A luta em defesa do emprego é uma luta da nossa classe e contra o sistema
O problema do desemprego no Rio Grande do Sul não começa com as enchentes. Apesar do índice formal de desemprego no estado, no fim de 2023, ser de “apenas” 5,2% da população, este dado é uma expressão distorcida, pois uma ampla maioria já desistiu de procurar uma vaga no mercado.
No estado há 1,9 milhão de pessoas em situação de informalidade. A realidade que vivemos hoje (também no Brasil e no mundo) é de uma parcela cada vez maior da população jogada no desemprego ou na informalidade, o que é parte fundamental da lógica capitalista. Mais da metade da força de trabalho no mundo encontra-se na informalidade.

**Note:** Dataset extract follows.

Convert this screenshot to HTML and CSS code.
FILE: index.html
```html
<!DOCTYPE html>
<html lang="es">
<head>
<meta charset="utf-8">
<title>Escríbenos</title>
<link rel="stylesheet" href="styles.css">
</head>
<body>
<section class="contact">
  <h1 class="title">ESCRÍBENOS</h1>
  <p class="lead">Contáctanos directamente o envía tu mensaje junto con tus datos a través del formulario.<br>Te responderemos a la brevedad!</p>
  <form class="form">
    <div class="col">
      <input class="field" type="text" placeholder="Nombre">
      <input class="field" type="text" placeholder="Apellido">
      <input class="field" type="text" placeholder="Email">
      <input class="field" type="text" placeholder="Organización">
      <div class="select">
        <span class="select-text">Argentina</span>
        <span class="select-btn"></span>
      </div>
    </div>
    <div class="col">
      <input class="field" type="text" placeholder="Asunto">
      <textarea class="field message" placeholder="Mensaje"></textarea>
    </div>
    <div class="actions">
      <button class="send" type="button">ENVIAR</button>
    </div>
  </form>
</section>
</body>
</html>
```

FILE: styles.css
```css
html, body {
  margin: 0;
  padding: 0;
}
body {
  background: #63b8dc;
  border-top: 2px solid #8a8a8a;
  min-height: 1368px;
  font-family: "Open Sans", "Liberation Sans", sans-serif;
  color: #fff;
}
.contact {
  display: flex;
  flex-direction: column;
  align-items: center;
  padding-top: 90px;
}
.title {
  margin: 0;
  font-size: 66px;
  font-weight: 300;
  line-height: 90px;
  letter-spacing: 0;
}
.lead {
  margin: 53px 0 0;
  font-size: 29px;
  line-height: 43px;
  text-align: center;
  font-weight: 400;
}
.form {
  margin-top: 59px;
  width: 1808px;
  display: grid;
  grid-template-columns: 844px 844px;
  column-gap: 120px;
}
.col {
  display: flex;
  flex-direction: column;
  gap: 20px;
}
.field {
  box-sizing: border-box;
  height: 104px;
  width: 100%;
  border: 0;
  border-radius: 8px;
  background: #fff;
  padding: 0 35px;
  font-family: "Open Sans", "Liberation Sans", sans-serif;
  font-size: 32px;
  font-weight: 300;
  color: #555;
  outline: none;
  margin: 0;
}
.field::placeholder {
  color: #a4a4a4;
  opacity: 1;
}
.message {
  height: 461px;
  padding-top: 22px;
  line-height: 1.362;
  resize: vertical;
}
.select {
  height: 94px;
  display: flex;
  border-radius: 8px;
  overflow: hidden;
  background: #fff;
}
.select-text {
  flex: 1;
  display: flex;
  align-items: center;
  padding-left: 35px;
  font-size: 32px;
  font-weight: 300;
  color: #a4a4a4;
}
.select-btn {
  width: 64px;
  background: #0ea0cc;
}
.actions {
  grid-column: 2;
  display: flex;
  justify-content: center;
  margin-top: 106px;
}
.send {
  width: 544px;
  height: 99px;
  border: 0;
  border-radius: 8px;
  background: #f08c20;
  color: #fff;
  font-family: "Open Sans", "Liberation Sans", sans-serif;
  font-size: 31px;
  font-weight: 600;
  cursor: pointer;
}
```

Os jovens já entram no mercado de trabalho na informalidade. Os trabalhadores em idade para se aposentar tomaram um duro golpe com as sucessivas reformas da Previdência. E essa mudança na pirâmide etária brasileira vai trazer ainda mais consequências, pois teremos um mar de idosos que não se aposentarão e continuarão trabalhando.

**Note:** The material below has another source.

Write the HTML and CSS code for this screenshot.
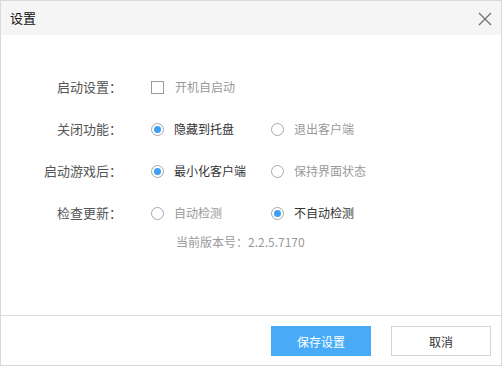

O capitalismo transforma os trabalhadores em peças descartáveis em seu mecanismo de reprodução. É o chamado exército industrial de reserva que pressiona para um rebaixamento do valor médio do trabalho e é parte da natureza do próprio sistema. Assim, nunca haverá, no capitalismo, uma situação de tranquilidade e estabilidade por parte dos trabalhadores, uma vez que o desemprego e a informalidade atingem permanentemente os trabalhadores.

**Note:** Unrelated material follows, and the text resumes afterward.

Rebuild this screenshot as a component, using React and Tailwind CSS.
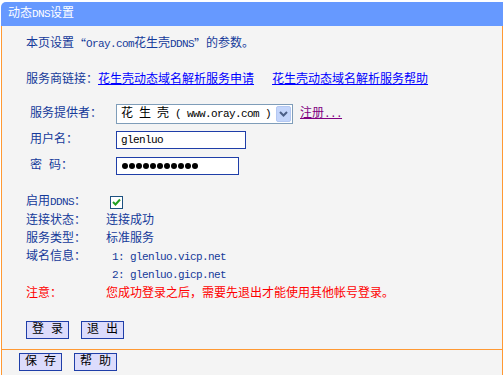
const L = ({ children }) => <span className="text-[11px] tracking-[-0.6px]">{children}</span>;

const Btn = ({ a, b }) => (
  <div className="w-[43px] h-[18px] border border-[#1f3ea8] bg-[#dcdcfc] text-black flex items-center justify-center leading-none">
    {a}
    <span className="inline-block w-[7px]" />
    {b}
  </div>
);

const Dots = () => (
  <div className="flex items-center gap-[1px]">
    {Array.from({ length: 11 }).map((_, i) => (
      <span key={i} className="w-[6px] h-[6px] rounded-full bg-black" />
    ))}
  </div>
);

export default function App() {
  return (
    <div className="w-[503px] h-[375px] bg-white pt-[2px] pl-[1px] overflow-hidden text-[12px] leading-[18px] text-[#153a9a] font-['Liberation_Mono','Noto_Sans_CJK_SC',monospace]">
      <div className="h-[24px] bg-[#6699ff] rounded-tl-[5px] text-white pl-[7px] flex items-center">
        动态<L>DNS</L>设置
      </div>
      <div className="h-[349px] bg-[#f4f4f4] border-l border-r border-[#ff9933] flex flex-col">
        <div className="mt-[9px] h-[18px] pl-[24px] flex items-center">
          本页设置<span className="inline-block w-[12px] text-right font-['Noto_Sans_CJK_SC']">“</span>
          <L>Oray.com</L>花生壳<L>DDNS</L>
          <span className="inline-block w-[12px] text-left font-['Noto_Sans_CJK_SC']">”</span>的参数。
        </div>
        <div className="mt-[18px] h-[18px] pl-[24px] flex items-center">
          <span>服务商链接：</span>
          <span className="text-[#0000ff] underline">花生壳动态域名解析服务申请</span>
          <span className="ml-[18px] text-[#0000ff] underline">花生壳动态域名解析服务帮助</span>
        </div>
        <div className="mt-[15px] h-[20px] pl-[28px] flex items-center">
          <span className="w-[86px] shrink-0">服务提供者：</span>
          <div className="w-[177px] h-[20px] border border-[#7f9db9] bg-white flex items-center justify-between pl-[4px] pr-px text-black">
            <span className="flex items-center">
              花<span className="inline-block w-[6px]" />生<span className="inline-block w-[6px]" />壳
              <L>&nbsp;(&nbsp;www.oray.com&nbsp;)</L>
            </span>
            <div className="w-[15px] h-[16px] rounded-[2px] bg-[#c3d5fb] border border-[#b4c8f2] flex items-center justify-center">
              <svg width="9" height="6" viewBox="0 0 9 6">
                <polyline points="1,1 4.5,4.5 8,1" fill="none" stroke="#4b5f87" strokeWidth="2" />
              </svg>
            </div>
          </div>
          <span className="ml-[7px] text-[#800080] underline flex items-center">
            注册<L>...</L>
          </span>
        </div>
        <div className="mt-[7px] h-[18px] pl-[28px] flex items-center">
          <span className="w-[86px] shrink-0">用户名：</span>
          <div className="w-[130px] h-[18px] border border-[#1f3ea8] bg-white pl-[4px] flex items-center text-black">
            <L>glenluo</L>
          </div>
        </div>
        <div className="mt-[8px] h-[18px] pl-[28px] flex items-center">
          <span className="w-[86px] shrink-0">
            密<span className="inline-block w-[7px]" />码：
          </span>
          <div className="w-[123px] h-[18px] border border-[#1f3ea8] bg-white pl-[5px] flex items-center">
            <Dots />
          </div>
        </div>
        <div className="mt-[18px] h-[18px] pl-[24px] flex items-center">
          <span className="w-[80px] shrink-0">
            启用<L>DDNS</L>：
          </span>
          <div className="ml-[4px] w-[13px] h-[13px] border border-[#1c5180] bg-white flex items-center justify-center">
            <svg width="9" height="8" viewBox="0 0 9 8">
              <polyline points="1,4 3.5,6.5 8,1.5" fill="none" stroke="#21a121" strokeWidth="2" />
            </svg>
          </div>
        </div>
        <div className="mt-[1px] h-[18px] pl-[24px] flex items-center">
          <span className="w-[80px] shrink-0">连接状态：</span>
          <span>连接成功</span>
        </div>
        <div className="h-[18px] pl-[24px] flex items-center">
          <span className="w-[80px] shrink-0">服务类型：</span>
          <span>标准服务</span>
        </div>
        <div className="h-[18px] pl-[24px] flex items-center">
          <span className="w-[80px] shrink-0">域名信息：</span>
          <L>&nbsp;1:&nbsp;glenluo.vicp.net</L>
        </div>
        <div className="h-[18px] pl-[24px] flex items-center">
          <span className="w-[80px] shrink-0"></span>
          <L>&nbsp;2:&nbsp;glenluo.gicp.net</L>
        </div>
        <div className="mt-[1px] h-[18px] pl-[24px] flex items-center text-[#ff0000]">
          <span className="w-[80px] shrink-0">注意：</span>
          <span>您成功登录之后，需要先退出才能使用其他帐号登录。</span>
        </div>
        <div className="mt-[18px] pl-[24px] flex items-center gap-[12px]">
          <Btn a="登" b="录" />
          <Btn a="退" b="出" />
        </div>
        <div className="mt-[10px] h-px bg-[#ff9933]" />
        <div className="mt-[3px] pl-[17px] flex items-center gap-[12px]">
          <Btn a="保" b="存" />
          <Btn a="帮" b="助" />
        </div>
      </div>
    </div>
  );
}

Por isto, não basta apenas denunciar os limites e interesses por trás das saídas apresentadas pelos governos e empresariado. Precisamos lutar contra mais esta expressão bizarra do sistema capitalista e apresentar saídas que incluam, nesta luta, essa massa de pessoas sem emprego ou nos subempregos. É isto que a história da luta de classes nos ensinou e continua nos alertando. Nossa tarefa é ajudar a abrir os olhos de quem não consegue enxergar e não contribuir para que os olhos continuem fechados.